C. La décision de la SAR

[11] Le 27 juin 2019, le demandeur a interjeté appel de la décision de la SPR devant la SAR et tenté de présenter en preuve les nouveaux éléments suivants :

  • (i) un affidavit qu’il a lui‑même souscrit (l’affidavit);

  • (ii) une citation à comparaître, du tribunal révolutionnaire de Karaj, délivrée le 2 janvier 2018 (la citation à comparaître);

  • (iii) une lettre d’avertissement, du ministère de l’Intérieur, datée du 11 mai 2018 (la lettre d’avertissement);

  • (iv) une ordonnance du tribunal révolutionnaire de Karaj, datée du 26 décembre 2018 (l’ordonnance du tribunal);

  • (v) la lettre d’appui de son père (la lettre d’appui);

  • (vi) des captures d’écran de WhatsApp montrant des documents envoyés par son père (les captures d’écran).
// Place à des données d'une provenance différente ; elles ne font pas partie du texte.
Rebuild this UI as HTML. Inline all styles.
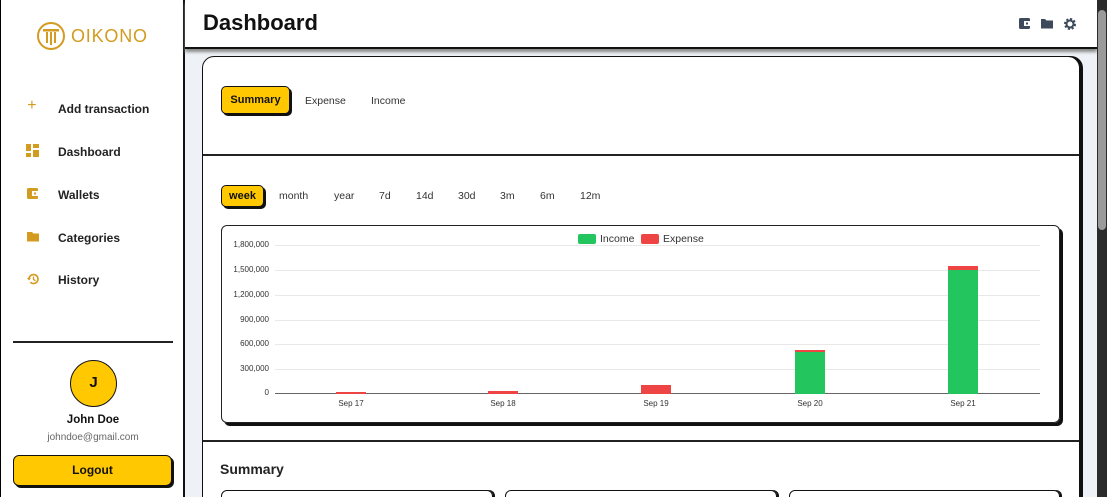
<!DOCTYPE html>
<html style="width:1107px;height:497px;overflow:hidden"><head><style>
*{box-sizing:border-box;margin:0;padding:0}
body{width:1107px;height:497px;overflow:hidden;font-family:"Liberation Sans",sans-serif;background:#eef2f7;position:relative;color:#111}
.abs{position:absolute}
.side{left:0;top:0;width:185px;height:497px;background:#fff;border-left:1px solid #000;border-right:2px solid #111}
.nav{position:absolute;left:25px;font-size:12px;font-weight:bold;color:#222}
.nav i{position:absolute;left:0;top:-1px;width:14px;height:14px}
.nav span{position:absolute;left:32px;white-space:nowrap}
.btn{background:#ffc800;border:1.5px solid #111;border-radius:5px;box-shadow:2px 2px 0 #111;font-weight:bold;font-size:11px;text-align:center}
.tab{font-size:10.5px;color:#333;position:absolute}
.yl{position:absolute;right:0;font-size:8px;color:#333;text-align:right;width:60px}
.grid{position:absolute;left:275px;width:765px;height:1px;background:#e8e8e8}
.xl{position:absolute;font-size:8px;color:#333;width:40px;text-align:center}
.bar{position:absolute;width:30px}
</style></head><body>
<div class="abs" style="left:202px;top:56px;width:878px;height:450px;background:#fff;border:1.5px solid #111;border-radius:12px 12px 0 0;box-shadow:3px 0 0 #111"></div>
<div class="abs side">
  <svg class="abs" style="left:35px;top:21px" width="30" height="30" viewBox="0 0 30 30"><circle cx="15" cy="15" r="13" fill="none" stroke="#d39b1f" stroke-width="2"/><rect x="7" y="8" width="16" height="2.5" fill="#d39b1f"/><rect x="10" y="11" width="2" height="11" fill="#d39b1f"/><rect x="14" y="11" width="2" height="13" fill="#d39b1f"/><rect x="18" y="11" width="2" height="11" fill="#d39b1f"/></svg>
  <div class="abs" style="left:70px;top:26px;font-size:18px;color:#d39b1f;letter-spacing:0.8px">OIKONO</div>
  <div class="nav" style="top:102px"><i style="color:#d39b1f;font-size:16px;font-weight:normal;top:-5px;left:1px">+</i><span>Add transaction</span></div>
  <div class="nav" style="top:145px"><i><svg width="13" height="13"><rect x="0" y="0" width="5" height="7" fill="#d39b1f"/><rect x="7" y="0" width="6" height="4" fill="#d39b1f"/><rect x="0" y="9" width="5" height="4" fill="#d39b1f"/><rect x="7" y="6" width="6" height="7" fill="#d39b1f"/></svg></i><span>Dashboard</span></div>
  <div class="nav" style="top:188px"><i><svg width="13" height="13"><rect x="1" y="1" width="11" height="11" rx="1.5" fill="#d39b1f"/><rect x="6" y="4" width="6" height="5" fill="#fff"/><rect x="8" y="5.5" width="2" height="2" fill="#d39b1f"/></svg></i><span>Wallets</span></div>
  <div class="nav" style="top:231px"><i><svg width="14" height="13"><path d="M1 2h5l1.5 1.5H13v8H1z" fill="#d39b1f"/></svg></i><span>Categories</span></div>
  <div class="nav" style="top:273px"><i><svg width="14" height="14" viewBox="0 0 14 14"><path d="M3 7a4.5 4.5 0 1 1 1.3 3.2" fill="none" stroke="#d39b1f" stroke-width="1.6"/><path d="M1 6l2 2.5L5 6z" fill="#d39b1f"/><path d="M7.5 4.5v3l2 1.2" fill="none" stroke="#d39b1f" stroke-width="1.3"/></svg></i><span>History</span></div>
  <div class="abs" style="left:12px;top:341px;width:160px;height:2px;background:#222"></div>
  <div class="abs" style="left:69px;top:360px;width:47px;height:47px;border-radius:50%;background:#ffc800;border:1.5px solid #111;text-align:center;line-height:44px;font-weight:bold;font-size:15px">J</div>
  <div class="abs" style="left:0;width:184px;top:414px;text-align:center;font-size:11.5px;font-weight:bold">John Doe</div>
  <div class="abs" style="left:0;width:184px;top:432px;text-align:center;font-size:10px;color:#666">johndoe@gmail.com</div>
  <div class="abs btn" style="left:12px;top:455px;width:159px;height:31px;line-height:28px;font-size:12px;border-radius:6px">Logout</div>
</div>
<div class="abs" style="left:185px;top:0;width:912px;height:49px;background:#fff;border-bottom:2px solid #111;box-shadow:0 3px 3px #888"></div>
<div class="abs" style="left:203px;top:10px;font-size:22px;font-weight:bold">Dashboard</div>
<svg class="abs" style="left:1018px;top:17px" width="60" height="14"><rect x="1" y="1" width="11" height="11" rx="1.5" fill="#3d4a5c"/><rect x="6" y="4" width="6" height="5" fill="#fff"/><rect x="8" y="5.5" width="2" height="2" fill="#3d4a5c"/><path d="M23 2h4l1.5 1.5H35v8H23z" fill="#3d4a5c"/><circle cx="52" cy="7" r="4.5" fill="none" stroke="#3d4a5c" stroke-width="3" stroke-dasharray="2 1.5"/><circle cx="52" cy="7" r="3.5" fill="none" stroke="#3d4a5c" stroke-width="2"/></svg>
<div class="abs" style="left:1097px;top:0;width:10px;height:497px;background:#2b2b2b"><div style="margin:10px 1px;width:8px;height:220px;background:#9a9a9a;border-radius:4px"></div></div>
<div class="abs btn" style="left:221px;top:86px;width:69px;height:28px;line-height:26px">Summary</div>
<div class="tab" style="left:305px;top:95px">Expense</div>
<div class="tab" style="left:371px;top:95px">Income</div>
<div class="abs" style="left:203px;top:154px;width:876px;height:1.5px;background:#222"></div>
<div class="abs btn" style="left:221px;top:185px;width:43px;height:22px;line-height:20px">week</div>
<div class="tab" style="left:279px;top:190px">month</div>
<div class="tab" style="left:334px;top:190px">year</div>
<div class="tab" style="left:379px;top:190px">7d</div>
<div class="tab" style="left:416px;top:190px">14d</div>
<div class="tab" style="left:458px;top:190px">30d</div>
<div class="tab" style="left:500px;top:190px">3m</div>
<div class="tab" style="left:540px;top:190px">6m</div>
<div class="tab" style="left:580px;top:190px">12m</div>
<div class="abs" style="left:221px;top:225px;width:839px;height:198px;border:1.5px solid #222;border-radius:6px;box-shadow:3px 3px 0 #111"></div>
<div class="abs" style="left:578px;top:234px;width:18px;height:10px;background:#22c55e;border-radius:2px"></div>
<div class="abs" style="left:600px;top:233px;font-size:10.5px;color:#333">Income</div>
<div class="abs" style="left:641px;top:234px;width:18px;height:10px;background:#ef4444;border-radius:2px"></div>
<div class="abs" style="left:663px;top:233px;font-size:10.5px;color:#333">Expense</div>
<div class="grid" style="top:245px"></div><div class="grid" style="top:270px"></div><div class="grid" style="top:295px"></div><div class="grid" style="top:320px"></div><div class="grid" style="top:344px"></div><div class="grid" style="top:369px"></div>
<div class="abs" style="left:275px;top:393px;width:765px;height:1px;background:#666"></div>
<div class="yl" style="left:209px;top:240px">1,800,000</div>
<div class="yl" style="left:209px;top:265px">1,500,000</div>
<div class="yl" style="left:209px;top:290px">1,200,000</div>
<div class="yl" style="left:209px;top:315px">900,000</div>
<div class="yl" style="left:209px;top:339px">600,000</div>
<div class="yl" style="left:209px;top:364px">300,000</div>
<div class="yl" style="left:209px;top:388px">0</div>
<div class="bar" style="left:336px;top:392px;height:2px;background:#ef4444"></div>
<div class="bar" style="left:488px;top:391px;height:3px;background:#ef4444"></div>
<div class="bar" style="left:641px;top:385px;height:9px;background:#ef4444"></div>
<div class="bar" style="left:795px;top:350px;height:2px;background:#ef4444"></div>
<div class="bar" style="left:795px;top:352px;height:42px;background:#22c55e"></div>
<div class="bar" style="left:948px;top:266px;height:4px;background:#ef4444"></div>
<div class="bar" style="left:948px;top:270px;height:124px;background:#22c55e"></div>
<div class="xl" style="left:331px;top:399px">Sep 17</div>
<div class="xl" style="left:483px;top:399px">Sep 18</div>
<div class="xl" style="left:636px;top:399px">Sep 19</div>
<div class="xl" style="left:790px;top:399px">Sep 20</div>
<div class="xl" style="left:943px;top:399px">Sep 21</div>
<div class="abs" style="left:203px;top:440px;width:876px;height:1.5px;background:#222"></div>
<div class="abs" style="left:220px;top:461px;font-size:14px;font-weight:bold;color:#222">Summary</div>
<div class="abs" style="left:221px;top:490px;width:272px;height:20px;border:1.5px solid #111;border-radius:6px;box-shadow:2px 0 0 #111"></div>
<div class="abs" style="left:505px;top:490px;width:272px;height:20px;border:1.5px solid #111;border-radius:6px;box-shadow:2px 0 0 #111"></div>
<div class="abs" style="left:789px;top:490px;width:271px;height:20px;border:1.5px solid #111;border-radius:6px;box-shadow:2px 0 0 #111"></div>
</body></html>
[12] Le 10 octobre 2019, la SAR a rejeté l’appel interjeté par le demandeur, confirmant ainsi la décision de la SPR. Elle a jugé que tous les nouveaux éléments que le demandeur avait présentés étaient inadmissibles en preuve et que la question déterminante était celle de la crédibilité. La SAR a tiré les conclusions suivantes :

  • a) La SPR avait tiré une inférence défavorable en matière de crédibilité en raison du délai avant que le demandeur ne présente sa demande d’asile, mais ce délai n’était pas important;

  • b) La SPR a tiré à bon droit une inférence défavorable en matière de crédibilité en raison du manque de connaissance du demandeur au sujet de la foi bahá’íe, compte tenu de son niveau d’études élevé, de ses relations familiales et de ses contacts avec la communauté bahá’íe en Iran et au Canada. Il était raisonnable de s’attendre à ce que le demandeur possède davantage que des connaissances de base sur la foi bahá’íe; il aurait par exemple dû connaître la fête du Ridván, la plus importante fête bahá’íe;

  • c) La SPR a conclu à bon droit que l’explication fournie par le demandeur au sujet des omissions dans l’exposé circonstancié du formulaire FDA était insatisfaisante. Conformément aux directives relatives au formulaire FDA, ces renseignements auraient dû être fournis, car ils étaient dignes de mention;

  • d) La SPR a conclu à bon droit que le demandeur n’avait fourni aucun document concernant sa pratique de la foi bahá’íe au Canada. Elle n’a pas commis d’erreur en accordant peu de poids aux lettres des oncles du demandeur qui sont adeptes de la foi bahá’íe aux États‑Unis. Ces éléments de preuve ne suffisaient pas à établir que le demandeur était de confession bahá’íe;

  • e) Comme le demandeur n’a pas établi au moyen d’une preuve fiable la véracité de son allégation selon laquelle il s’était converti de l’islam à la foi bahá’íe, il n’a pas le profil d’un membre d’une minorité qui risque d’être persécuté en Iran.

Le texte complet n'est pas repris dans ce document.